The detection of atherosclerotic plaques in 61.7% of the population was found to be significant. These data alone can be used to address lifestyle change and risk factor modification. Plaque, carotid disease, and carotid artery intima thickness are known to increase cardiovascular mortality.[7,8,12,13] PAD is also strongly correlated with CAD As a preventive measure, this program will probably have an impact on the incidence of vascular diseases and mortality. We hope that advocating the use of statins will reverse the progression of atherosclerosis in carotid arteries. The education provided by this program will also decrease the incidence of smoking and obesity. On the long run it may also improve diseases, such as diabetes, hypertension, and dyslipidemia. A few patients will benefit immediately from the detection of severe cases in which surgery may be indicated to prevent stroke, AAA rupture, or limb loss.

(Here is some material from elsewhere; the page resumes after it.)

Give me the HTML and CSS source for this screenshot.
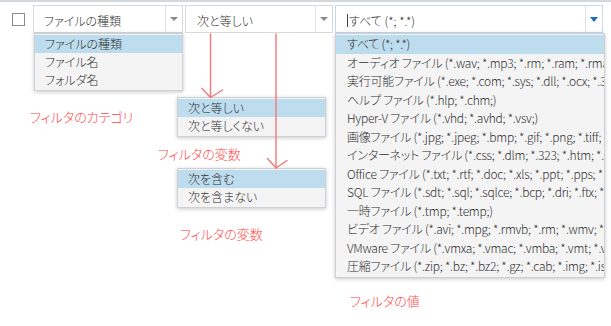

Carotid stenosis is responsible for only about 20% of ischemic strokes; therefore, more sophisticated tests, such as transcranial Doppler for the identification of microemboli may identify high-risk individuals for more aggressive intervention.[9,16]
Our data showed that compared with Annapolis, MD (population 36,000), the rural town of Warren, PA (population 10,000), had a similar incidence of vascular disease. In Annapolis the incidence of severe carotid disease was 1.7% vs. 1.1% in Warren, PAD 6.9% vs. 8.4% and AAA 2.2% vs. 1.3%, respectively. Therefore, the impact of such interventions does not appear to change from urban to rural communities. The Dare to CARE program could be implemented in other cities and be sponsored by local foundations, hospitals, and health insurance groups. Although we did not calculate the cost of such a program, it has been shown elsewhere to be $25.00 per participant.
The Dare to CARE vascular screening program is a useful tool in preventive medicine. Ultrasound not only detects vascular disease but it gives people raw data on which they can work to prevent and control diseases, such as diabetes, hypertension, dyslipidemia, and atherosclerosis. Although screening asymptomatic people for carotid disease and PAD is controversial, it does show a high-risk population for cardiac death in which intervention is advisable. The program is adaptable to the rural setting.
Source of Support: Nil
Conflict of Interest: None declared.